Author Bernadine Evaristo explains why some British people still don't think slavery was bad
BBC

As statues around the UK come down – and mayors investigate commissions to look into whether more streets and statues should be modified – people across the UK could be waking up to the reality of British history.

It’s been a topic of serious discussion this week.

On BBC's Question Time, audience members who joined the panel virtually brought up the debate this week.

Author Bernadine Evaristo, who won the Man Booker prize last year (along with Margaret Atwood) said that “taking the law into your own hands in order to highlight the relics of Britain's murky past is really important.”

She also pointed out that there is still a section of the UK which doesn’t necessarily believe slavery was a bad thing.
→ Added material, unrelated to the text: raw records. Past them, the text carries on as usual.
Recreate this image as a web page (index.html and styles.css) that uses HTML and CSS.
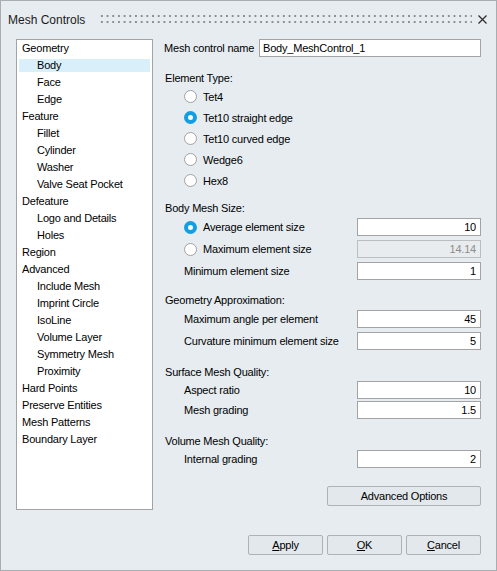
FILE: index.html
```html
<!DOCTYPE html>
<html>
<head>
<meta charset="utf-8">
<link rel="stylesheet" href="styles.css">
</head>
<body>
<div class="window">
  <div class="titlebar">
    <span class="title">Mesh Controls</span>
    <span class="grip"></span>
    <span class="close"><svg width="9" height="9" viewBox="0 0 9 9"><path d="M0.5 0.5 L8.5 8.5 M8.5 0.5 L0.5 8.5" stroke="#2b2b2b" stroke-width="1.2" fill="none"/></svg></span>
  </div>
  <div class="main">
    <ul class="tree">
      <li>Geometry</li>
      <li class="sub sel">Body</li>
      <li class="sub">Face</li>
      <li class="sub">Edge</li>
      <li>Feature</li>
      <li class="sub">Fillet</li>
      <li class="sub">Cylinder</li>
      <li class="sub">Washer</li>
      <li class="sub">Valve Seat Pocket</li>
      <li>Defeature</li>
      <li class="sub">Logo and Details</li>
      <li class="sub">Holes</li>
      <li>Region</li>
      <li>Advanced</li>
      <li class="sub">Include Mesh</li>
      <li class="sub">Imprint Circle</li>
      <li class="sub">IsoLine</li>
      <li class="sub">Volume Layer</li>
      <li class="sub">Symmetry Mesh</li>
      <li class="sub">Proximity</li>
      <li>Hard Points</li>
      <li>Preserve Entities</li>
      <li>Mesh Patterns</li>
      <li>Boundary Layer</li>
    </ul>
    <div class="form">
      <div class="namerow">
        <span>Mesh control name</span>
        <input class="field name" type="text" value="Body_MeshControl_1">
      </div>

      <div class="heading h-elem">Element Type:</div>
      <div class="radiorow"><span class="radio"></span><span>Tet4</span></div>
      <div class="radiorow"><span class="radio on"></span><span>Tet10 straight edge</span></div>
      <div class="radiorow"><span class="radio"></span><span>Tet10 curved edge</span></div>
      <div class="radiorow"><span class="radio"></span><span>Wedge6</span></div>
      <div class="radiorow"><span class="radio"></span><span>Hex8</span></div>

      <div class="heading h-body">Body Mesh Size:</div>
      <div class="valrow tall"><span class="lab"><span class="radio on"></span><span>Average element size</span></span><input class="field num" type="text" value="10"></div>
      <div class="valrow tall"><span class="lab"><span class="radio"></span><span>Maximum element size</span></span><input class="field num disabled" type="text" value="14.14" disabled></div>
      <div class="valrow tall"><span class="lab">Minimum element size</span><input class="field num" type="text" value="1"></div>

      <div class="heading h-geo">Geometry Approximation:</div>
      <div class="valrow tall"><span class="lab">Maximum angle per element</span><input class="field num" type="text" value="45"></div>
      <div class="valrow tall"><span class="lab">Curvature minimum element size</span><input class="field num" type="text" value="5"></div>

      <div class="heading h-surf">Surface Mesh Quality:</div>
      <div class="valrow"><span class="lab">Aspect ratio</span><input class="field num" type="text" value="10"></div>
      <div class="valrow"><span class="lab">Mesh grading</span><input class="field num" type="text" value="1.5"></div>

      <div class="heading h-vol">Volume Mesh Quality:</div>
      <div class="valrow"><span class="lab">Internal grading</span><input class="field num" type="text" value="2"></div>

      <button class="btn adv">Advanced Options</button>
    </div>
  </div>
  <div class="footer">
    <button class="btn"><u>A</u>pply</button>
    <button class="btn"><u>O</u>K</button>
    <button class="btn"><u>C</u>ancel</button>
  </div>
</div>
</body>
</html>
```

FILE: styles.css
```css
html, body {
  margin: 0;
  padding: 0;
}

body {
  font-family: "Liberation Sans", Arial, sans-serif;
  font-size: 11px;
  letter-spacing: -0.2px;
  color: #000;
  background: #e6ecf0;
}

.window {
  box-sizing: border-box;
  width: 497px;
  height: 571px;
  border: 1px solid #a8adb1;
  background: #e6ecf0;
  display: flex;
  flex-direction: column;
}

.titlebar {
  height: 38px;
  display: flex;
  align-items: center;
  padding: 0 9px 0 7px;
  flex: none;
}

.title {
  font-size: 12px;
  letter-spacing: 0;
  color: #1b1b1b;
}

.grip {
  flex: 1;
  height: 12px;
  margin: -2px 6px 0 14px;
  background-image: radial-gradient(circle at center, #8a8f94 0, #8a8f94 0.9px, transparent 1.3px);
  background-size: 5.7px 6px;
}

.close {
  width: 9px;
  height: 9px;
  display: flex;
  margin-top: -2px;
}

.main {
  display: flex;
  gap: 11px;
  padding: 0 15px;
  flex: none;
}

.tree {
  box-sizing: border-box;
  width: 137px;
  height: 471px;
  border: 1px solid #a3a3a3;
  background: #fff;
  margin: 0;
  padding: 0 2px;
  list-style: none;
  display: flex;
  flex-direction: column;
}

.tree li {
  height: 13px;
  line-height: 13px;
  margin: 2px 0;
  padding-left: 3px;
  white-space: nowrap;
}

.tree li.sub {
  padding-left: 18px;
}

.tree li.sel {
  background: #d9f0fa;
}

.form {
  flex: 1;
  display: flex;
  flex-direction: column;
}

.namerow {
  height: 18px;
  display: flex;
  align-items: center;
  justify-content: space-between;
}

.field {
  box-sizing: border-box;
  height: 18px;
  border: 1px solid #a3a3a3;
  background: #fff;
  font-family: "Liberation Sans", Arial, sans-serif;
  font-size: 11px;
  letter-spacing: -0.2px;
  color: #000;
  margin: 0;
  outline: none;
}

.field.name {
  width: 222px;
  padding: 0 3px;
}

.field.num {
  width: 124px;
  padding: 0 4px;
  text-align: right;
}

.field.disabled {
  background: #e9ecee;
  border-color: #bcbfc1;
  color: #8c8c8c;
  -webkit-text-fill-color: #8c8c8c;
  opacity: 1;
}

.heading {
  height: 16px;
  line-height: 16px;
  padding-left: 1px;
}

.h-elem { margin-top: 13px; }
.h-body { margin-top: 9px; }
.h-geo { margin-top: 10px; }
.h-surf { margin-top: 12px; }
.h-vol { margin-top: 13px; }

.radiorow {
  height: 21px;
  display: flex;
  align-items: center;
  gap: 6px;
  padding-left: 20px;
}

.radio {
  box-sizing: border-box;
  width: 13px;
  height: 13px;
  border-radius: 50%;
  border: 1px solid #a2a2a2;
  background: #fff;
  flex: none;
}

.radio.on {
  border: 4px solid #139ee2;
  background: #fff;
}

.valrow {
  height: 20px;
  display: flex;
  align-items: center;
  justify-content: space-between;
}

.valrow.tall {
  height: 22px;
}

.lab {
  padding-left: 20px;
  display: flex;
  align-items: center;
  gap: 6px;
}

.btn {
  box-sizing: border-box;
  height: 20px;
  width: 75px;
  border: 1px solid #adb2b6;
  border-radius: 2px;
  background: #e3e8ec;
  font-family: "Liberation Sans", Arial, sans-serif;
  font-size: 11px;
  letter-spacing: -0.2px;
  color: #000;
  padding: 0;
  margin: 0;
}

.btn.adv {
  width: 154px;
  align-self: flex-end;
  margin-top: 17px;
}

.footer {
  display: flex;
  justify-content: flex-end;
  gap: 4px;
  padding: 25px 15px 0;
}
```
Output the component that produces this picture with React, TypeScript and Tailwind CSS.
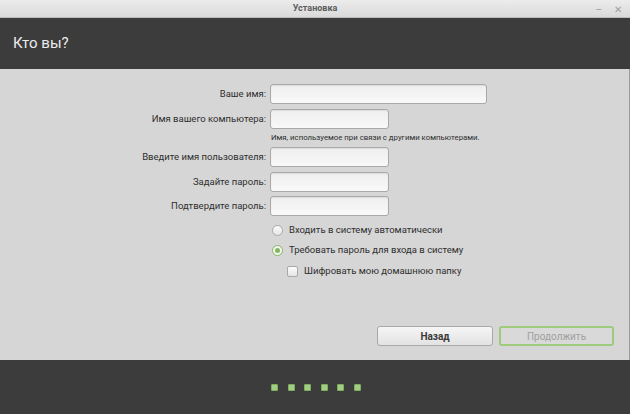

She said that history in the UK has tended to be written by historians who are elite British white men, and that history needs to be revised and interrogated constantly in order to gain a better understanding of what actually happened.

Lord Chancellor and secretary of state for justice Robert Buckland disagreed with Evaristo, and said that he found the removal “disturbing” because there “was a lack of order”, and that he supported democratic processes over what had happened in Bristol.

He also said that we shouldn't be "using the language of blame and apology".

Evaristo also pointed out that: “Removing those statues is giving power to people who really do object to a symbol of their historical slavery.”

She is the author of the book Girl, Woman, Other, about a group of black British women and their experiences throughout several decades, which went on to become a bestseller.

In Bristol, the statue of Edward Colston, who was a slave trader and a tobacco merchant, had been the subject of debate within the city for many years.

Protesters and campaigners had previously suggested adding a plaque to it so that people would know what the historical context was. None of this had happened.